In 2020, Canadian researchers showed that chinook salmon populations have declined by roughly 65% along the Pacific Coast of North America over the last 50 years, whether or not dams are present. This conclusion was confirmed by the Independent Science Advisory Board, which acts like the National Academies of Sciences for Northwest salmon research.
Ironically, many of the groups advocating breaching of the lower Snake River dams are located in the Puget Sound area, where chinook salmon populations are doing just as poorly. Not only that, but Puget Sound chinook salmon are much more important to the diet of Southern Resident orcas. So, why not fix what’s going on in their own backyard? Why the intense focus on the Snake River dams?
Perhaps it’s because the lower Snake River dams were controversial before they were built. At that time, in the ‘60s, they showed a very modest net financial benefit, and people were already worried about meager salmon returns.
But times have changed. It’s now widely accepted that climate change — both in the marine and freshwater environment — is the primary threat to salmon populations, which makes removing productive zero-carbon resources, like the lower Snake dams, a step in the wrong direction for salmon.
Additionally, significant empirical data from as recently as this summer shows that free-flowing sections of the river system got hotter — and therefore were more dangerous to salmon — than those sections protected by dam reservoirs.
In talking with dam breaching advocates, much of their anti-dam advocacy comes from a sincere desire to do something for salmon. Frankly, the thought of waiting for the world to reverse climate change can leave a person feeling helpless. People want to get involved and make a more immediate, more tangible difference.
I’m all for taking action too, but that action cannot come at the expense of risking lives, public safety and the socioeconomic health of our communities. Nor should it come by significantly increasing our carbon footprint. As someone who has spent 30 years in the electric utility world, I can vouch that these negative outcomes are all bonafide risks if we remove the lower Snake dams.
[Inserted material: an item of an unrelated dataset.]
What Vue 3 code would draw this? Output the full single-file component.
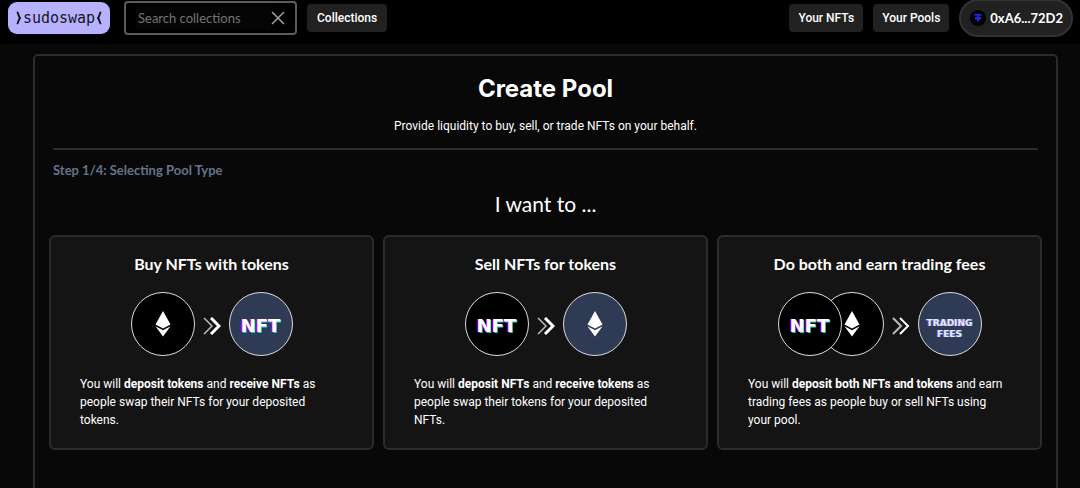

As an example, 800 people died across the Pacific Northwest and British Columbia during this summer’s heat dome event. As tragic and shocking as this loss of life was, it could have been much worse if we’d had a widespread power outage that would have left the entire region without air conditioning or access to cooling shelters.
We are reminded our call to action shouldn’t be “let’s do something.” It should be “let’s do something responsible.”
Whether it’s repairing estuaries, planting trees or reducing pollution, there are things everyone can do to make a difference instead of pursuing irreparable and harmful dam breaching efforts.